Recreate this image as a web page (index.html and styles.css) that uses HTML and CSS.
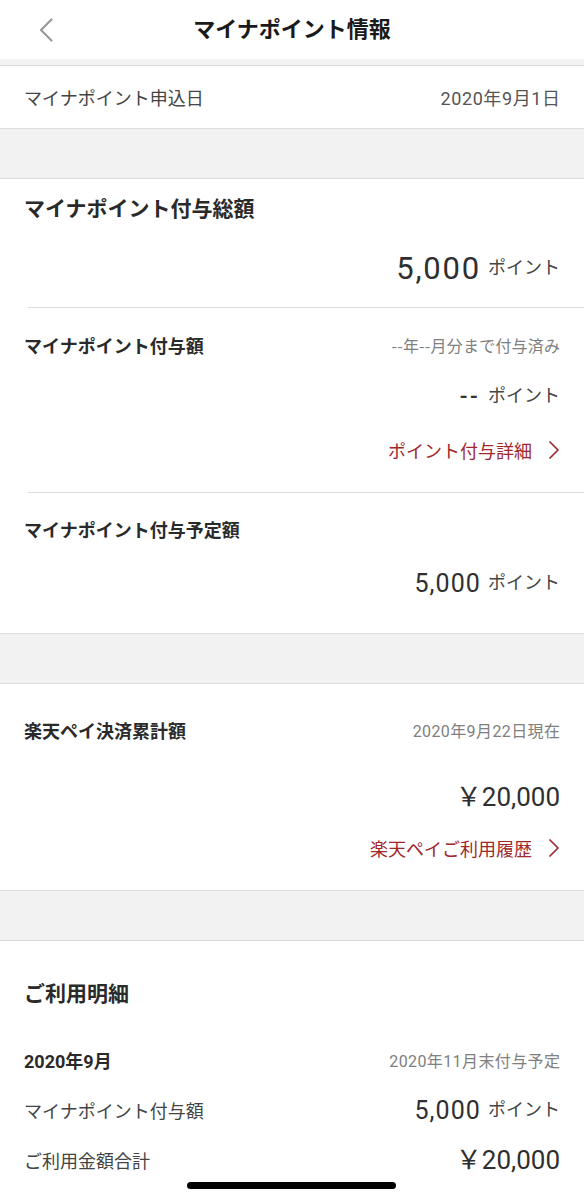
FILE: index.html
```html
<!DOCTYPE html>
<html lang="ja">
<head>
<meta charset="utf-8">
<title>マイナポイント情報</title>
<link rel="stylesheet" href="styles.css">
</head>
<body>
<header class="header">
  <div class="back">
    <svg width="14" height="24" viewBox="0 0 14 24"><path d="M12.5 1.5 L2 12 L12.5 22.5" fill="none" stroke="#9a9a9a" stroke-width="2.2" stroke-linecap="round" stroke-linejoin="round"/></svg>
  </div>
  <h1 class="title">マイナポイント情報</h1>
  <div></div>
</header>
<div class="band-thin"></div>

<div class="row-simple">
  <span class="label">マイナポイント申込日</span>
  <span class="date">2020年9月1日</span>
</div>

<div class="band"></div>

<section class="card">
  <div class="block b1">
    <div class="sec-title">マイナポイント付与総額</div>
    <div class="amount-line big gap24"><span class="num n31">5,000</span><span class="unit">ポイント</span></div>
  </div>
  <div class="divider"></div>
  <div class="block b2">
    <div class="head-line"><span class="sub-title">マイナポイント付与額</span><span class="note cjk">--年--月分まで付与済み</span></div>
    <div class="amount-line gap21"><span class="dash">--</span><span class="unit">ポイント</span></div>
    <div class="link-line gap24"><span>ポイント付与詳細</span><svg width="12" height="20" viewBox="0 0 12 20"><path d="M2 2 L10 10 L2 18" fill="none" stroke="#a0282b" stroke-width="1.7" stroke-linecap="round" stroke-linejoin="round"/></svg></div>
  </div>
  <div class="divider"></div>
  <div class="block b3">
    <div class="head-line"><span class="sub-title">マイナポイント付与予定額</span></div>
    <div class="amount-line mid gap21"><span class="num n25">5,000</span><span class="unit">ポイント</span></div>
  </div>
</section>

<div class="band"></div>

<section class="card">
  <div class="block b4">
    <div class="head-line"><span class="sub-title">楽天ペイ決済累計額</span><span class="note">2020年9月22日現在</span></div>
    <div class="amount-line big gap32"><span class="num n26">￥20,000</span></div>
    <div class="link-line gap16"><span>楽天ペイご利用履歴</span><svg width="12" height="20" viewBox="0 0 12 20"><path d="M2 2 L10 10 L2 18" fill="none" stroke="#a0282b" stroke-width="1.7" stroke-linecap="round" stroke-linejoin="round"/></svg></div>
  </div>
</section>

<div class="band"></div>

<section class="card">
  <div class="block b5">
    <div class="sec-title">ご利用明細</div>
    <div class="head-line gap36"><span class="sub-title">2020年9月</span><span class="note">2020年11月末付与予定</span></div>
    <div class="detail-line gap20"><span class="label">マイナポイント付与額</span><span class="amt"><span class="num n25">5,000</span><span class="unit">ポイント</span></span></div>
    <div class="detail-line gap20"><span class="label">ご利用金額合計</span><span class="num n26">￥20,000</span></div>
  </div>
</section>

<div class="home-indicator"></div>
</body>
</html>
```

FILE: styles.css
```css
* { box-sizing: border-box; }
html, body { margin: 0; padding: 0; }
body {
  width: 584px;
  min-height: 1200px;
  background: #fff;
  font-family: Roboto, "Noto Sans CJK JP", sans-serif;
  color: #333;
  position: relative;
}
.header {
  height: 59px;
  display: grid;
  grid-template-columns: 1fr auto 1fr;
  align-items: center;
}
.back { padding-left: 39px; display: flex; align-items: center; height: 24px; }
.back svg { display: block; }
.title {
  margin: 0;
  font-size: 22px;
  font-weight: 700;
  color: #1a1a1a;
  line-height: 30px;
}
.band-thin {
  height: 7px;
  background: #f2f2f2;
  border-bottom: 1px solid #dcdcdc;
}
.row-simple {
  height: 62px;
  padding: 0 24px;
  display: flex;
  align-items: center;
  justify-content: space-between;
  font-size: 18px;
}
.label { color: #444; font-size: 18px; }
.date { color: #555; font-size: 18px; letter-spacing: 0.6px; margin-right: -0.6px; }
.band {
  height: 51px;
  background: #f2f2f2;
  border-top: 1px solid #dcdcdc;
  border-bottom: 1px solid #dcdcdc;
}
.card { background: #fff; }
.block { padding: 0 24px; }
.b1 { padding-top: 15px; padding-bottom: 19px; }
.b2 { padding-top: 22px; padding-bottom: 27px; }
.b3 { padding-top: 21px; padding-bottom: 32px; }
.b4 { padding-top: 31px; padding-bottom: 27px; }
.b5 { padding-top: 38px; padding-bottom: 0; }
.divider { margin-left: 28px; border-top: 1px solid #dcdcdc; }

.sec-title {
  font-size: 21px;
  font-weight: 700;
  line-height: 30px;
  color: #2a2a2a;
}
.head-line {
  display: flex;
  justify-content: space-between;
  align-items: center;
  height: 30px;
}
.sub-title {
  font-size: 18px;
  font-weight: 700;
  color: #2a2a2a;
}
.note { font-size: 16px; color: #808080; letter-spacing: 0.4px; margin-right: -0.4px; }
.note.cjk { font-family: "Noto Sans CJK JP", sans-serif; letter-spacing: 0.2px; margin-right: -0.2px; }

.amount-line {
  display: flex;
  justify-content: flex-end;
  align-items: center;
  height: 30px;
}
.amount-line.big { height: 40px; }
.amount-line.mid { height: 36px; }
.num { color: #2f2f2f; font-weight: 400; line-height: 1; }
.n31 { font-size: 31px; letter-spacing: 1.8px; }
.n25 { font-size: 25px; letter-spacing: 1.1px; }
.n26 { font-size: 26px; }
.num.n31 + .unit { margin-left: 7px; }
.num.n25 + .unit { margin-left: 7px; }
.unit { font-size: 18px; color: #444; margin-left: 8px; line-height: 1; }
.dash { font-family: Roboto, sans-serif; font-size: 21px; font-weight: 700; color: #333; letter-spacing: 2px; line-height: 1; }

.link-line {
  display: flex;
  justify-content: flex-end;
  align-items: center;
  gap: 16px;
  height: 30px;
  color: #a0282b;
  font-size: 18px;
}
.link-line svg { display: block; }

.detail-line {
  display: flex;
  justify-content: space-between;
  align-items: center;
  height: 30px;
}
.amt { display: flex; align-items: center; }

.gap16 { margin-top: 16px; }
.gap20 { margin-top: 20px; }
.gap21 { margin-top: 21px; }
.gap24 { margin-top: 24px; }
.gap32 { margin-top: 32px; }
.gap36 { margin-top: 36px; }

.home-indicator {
  position: absolute;
  left: 187px;
  top: 1182px;
  width: 209px;
  height: 7px;
  border-radius: 4px;
  background: #000;
}
```
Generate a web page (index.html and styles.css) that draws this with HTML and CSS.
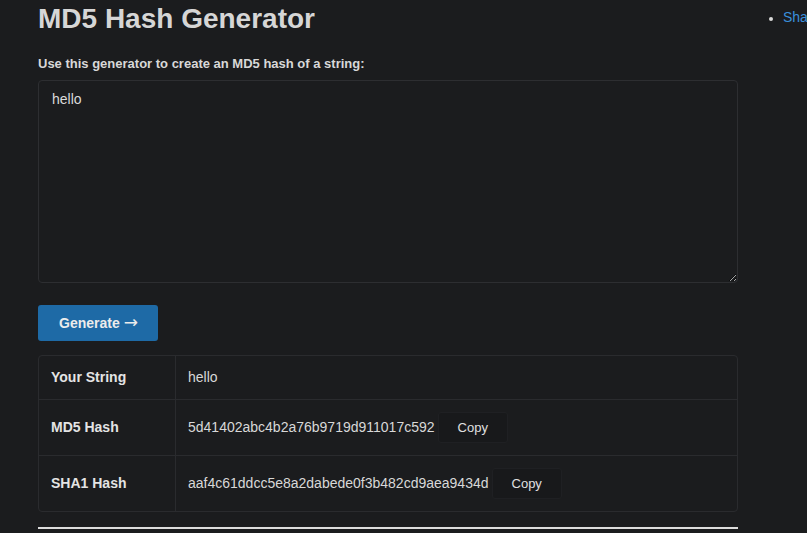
FILE: index.html
```html
<!DOCTYPE html>
<html lang="en">
<head>
<meta charset="utf-8">
<title>MD5 Hash Generator</title>
<link rel="stylesheet" href="styles.css">
</head>
<body>
<div class="page">
  <main class="main">
    <h1 class="title">MD5 Hash Generator</h1>
    <form class="form">
      <label class="label" for="input">Use this generator to create an MD5 hash of a string:</label>
      <textarea id="input" class="input">hello</textarea>
      <button type="button" class="btn">Generate <span class="arrow">→</span></button>
    </form>
    <table class="results">
      <tr>
        <th>Your String</th>
        <td>hello</td>
      </tr>
      <tr>
        <th>MD5 Hash</th>
        <td><span class="hash">5d41402abc4b2a76b9719d911017c592</span><button type="button" class="copy">Copy</button></td>
      </tr>
      <tr>
        <th>SHA1 Hash</th>
        <td><span class="hash">aaf4c61ddcc5e8a2dabede0f3b482cd9aea9434d</span><button type="button" class="copy">Copy</button></td>
      </tr>
    </table>
    <hr class="rule">
  </main>
  <aside class="side">
    <ul class="links">
      <li><a href="#">Sha1 Hash Generator</a></li>
    </ul>
  </aside>
</div>
</body>
</html>
```

FILE: styles.css
```css
html, body {
  margin: 0;
  padding: 0;
  background: #1b1c1e;
  overflow: hidden;
}
body {
  font-family: "Liberation Sans", Arial, sans-serif;
  color: #dadada;
  font-size: 14px;
}
.page {
  display: flex;
  padding-left: 38px;
  width: 900px;
}
.main {
  width: 700px;
  flex: none;
  padding-top: 2px;
}
.title {
  margin: 0;
  font-size: 28px;
  line-height: 34px;
  font-weight: bold;
  color: #d6d6d6;
}
.form {
  margin: 20px 0 0;
}
.label {
  display: block;
  font-size: 13px;
  line-height: 16px;
  font-weight: bold;
  color: #d8d8d8;
}
.input {
  display: block;
  box-sizing: border-box;
  width: 700px;
  height: 203px;
  margin: 8px 0 0;
  padding: 10px 13px;
  background: #1b1c1e;
  border: 1px solid #2d2e31;
  border-radius: 4px;
  color: #dadada;
  font-family: "Liberation Sans", Arial, sans-serif;
  font-size: 14px;
  line-height: 17px;
  resize: vertical;
  outline: none;
}
.btn {
  display: block;
  margin: 22px 0 0;
  width: 120px;
  height: 36px;
  padding: 0 0 0 1px;
  border: 0;
  border-radius: 3px;
  background: #1e6aa6;
  color: #ececec;
  font-family: "Liberation Sans", Arial, sans-serif;
  font-size: 14px;
  font-weight: bold;
}
.arrow {
  font-family: "DejaVu Sans", sans-serif;
  font-weight: normal;
  font-size: 17px;
  line-height: 14px;
}
.results {
  margin-top: 14px;
  width: 700px;
  border-collapse: separate;
  border-spacing: 0;
  border: 1px solid #2a2b2e;
  border-radius: 4px;
}
.results th,
.results td {
  padding: 12px;
  line-height: 19px;
  text-align: left;
  vertical-align: middle;
  border-top: 1px solid #2a2b2e;
  font-size: 14px;
}
.results tr:first-child th,
.results tr:first-child td {
  border-top: 0;
}
.results th {
  width: 112px;
  font-weight: bold;
  color: #e4e4e4;
  border-right: 1px solid #2a2b2e;
}
.results td {
  color: #d8d8d8;
}
.hash {
  vertical-align: middle;
}
.copy {
  display: inline-block;
  vertical-align: middle;
  margin-left: 3px;
  height: 31px;
  padding: 0 19px;
  background: #18191b;
  border: 1px solid #1f2023;
  border-radius: 3px;
  color: #e0e0e0;
  font-family: "Liberation Sans", Arial, sans-serif;
  font-size: 13px;
}
.rule {
  margin: 15px 0 0;
  height: 2px;
  border: 0;
  background: #dcdcdc;
}
.side {
  flex: none;
  width: 200px;
}
.links {
  margin: 9px 0 0;
  padding-left: 45px;
  color: #dadada;
  font-size: 14px;
  line-height: 16px;
  list-style: disc;
}
.links li::marker {
  font-size: 12px;
}
.links a {
  color: #3a8fdb;
  text-decoration: none;
}
```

*-*-*

▶ _WHAT NEEDS TO BE DONE_
Track down every line of the material containing the string "page", and copy it.

▶ _CORRECT ANSWER_
Recreate this image as a web page (index.html and styles.css) that uses HTML and CSS.
Generate a web page (index.html and styles.css) that draws this with HTML and CSS.
<div class="page">
.page {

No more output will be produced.